On 29 November 2018 the appellant was arraigned on an indictment that contained 18 counts. Where the date range for an alleged offence extended across 8 June 1984, the indictment was drafted so that one count alleged an offence against s 81, and another count, pleaded in the alternative, alleged an offence against s 78K; with dates commensurate with the dates the provisions were in force. On 5 February 2019, the indictment was amended to take the benefit of s 80AF of the Crimes Act, which had come into effect on 1 December 2018. Section 80AF allowed the prosecution to rely on the offence carrying the lesser maximum penalty (s 81) for the entirety of the charged period (beyond the date the provision was in force, being 8 June 1984). The indictment was again amended on 11 and 19 February 2019. Following the amendments, the indictment contained 14 counts: relevantly, counts 5-8, 11 and 13 alleged offences against s 81 said to have been committed between dates which extended beyond 8 June 1984.

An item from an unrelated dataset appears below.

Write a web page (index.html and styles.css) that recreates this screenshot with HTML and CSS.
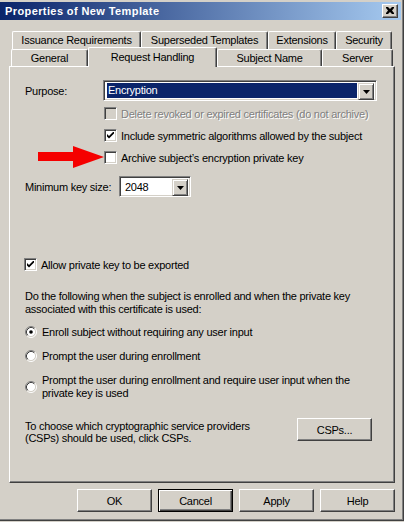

Count 14 alleged an offence against s 78K, said to have been committed when the complainant was aged 14 to 16½ years. Section 78T(1) of the Crimes Act provided that where a complainant was aged over 16 years at the time of the alleged offence, the prosecution must be commenced within 12 months. The prosecution against the appellant was commenced much later.
The appellant was convicted on counts 1, 2, 3, 6, 7, 13 and 14. He appealed against his convictions on counts 6, 7, 13 and 14 to the Court of Criminal Appeal. The principal issues on appeal were:
(1) with respect to counts 6, 7 and 13: whether the primary judge erred in granting the prosecution leave to amend the indictment, and, relatedly, whether s 80AF applied;
(2) with respect to count 14: whether the prosecution was statute-barred.
The Court (by majority) allowed the appeal in part.
Issue 1 (amendment of the indictment; the applicability of s 80AF):
(Per Simpson AJA, Davies J agreeing): A statute will not be given retrospective operation where to do so would affect an existing right or obligation unless the statute, expressly or by necessary implication, so demands. Excepted from that general proposition are statutes that affect "mere matters of procedure": [37]-[38]. Section 80AF did not affect any existing rights or obligations and was therefore procedural: [41]-[43]. Even if it were substantive, it was clearly intended to alter the existing law with respect to proof of sexual offending against children: [44]. An overtly retrospective statute, which may have the effect of making past acts criminal, will not be understood to apply to proceedings that have already been instituted, in the absence of express words or a necessary intention: Lodhi v R (2006) 199 FLR 303; [2006] NSWCCA 121. Both statute and case law supported that the criminal proceedings against the appellant had commenced by no later than 29 November 2018, with his arraignment and plea: [48]. However, s 80AF does not have the effect of making past acts criminal; nor does it create a criminal offence; nor does it alter a pre-existing criminal offence: [58]. The grounds of appeal on this issue were accordingly rejected.
Rodway v The Queen (1990) 169 CLR 515; [1990] HCA 19, applied.
(Per Button J, contra): Parliament did not enact a transitional provision that stated explicitly that s 80AF was applicable to proceedings that had already commenced, nor did any extrinsic material explicitly set out such an intention: [90]-[91]. Section 80AF constitutes a mechanism whereby inculpation is expanded, in the practical sense of the ability of the prosecution to obtain a verdict of guilty in certain circumstances of chronological uncertainty in which a verdict of guilty would not previously have been available: [95]. This is the kind of legislative change that attracts the principles discussed in Lodhi: [98]. The convictions on counts 6, 7 and 13 should be quashed and new trials ordered.
Lodhi v R (2006) 199 FLR 303; [2006] NSWCCA 121, applied.
Issue 2 (whether Count 14 was statute-barred):
(Per Simpson AJA, Davies and Button JJ agreeing): The framing of count 14 in the indictment incorporated a period that was subject to the time limit under s 78T(1): [62]. It was no answer to say that the evidence supported a view that, at the time the conduct the subject of the charge was committed, the complainant was under the age of 16 years: [62]. The specific date (on which the complainant attained the age of 16 years) was an essential fact in the prosecution; bringing this case within the recognised exception to the rule that allegations as to date in the indictment are not "of the essence": [63]. The proviso to s 6(1) Criminal Appeal Act 1912 (NSW) could not apply to defeat a statutory time limit: [64]. The appellant's conviction on count 14 was quashed and a verdict of acquittal entered: [65], [81].
CJW v R [2018] NSWCCA 80, referred to.
(The aggregate sentence imposed on the appellant was quashed and he was and re-sentenced on counts 1, 2, 3, 6, 7 and 13: [66]-[80]).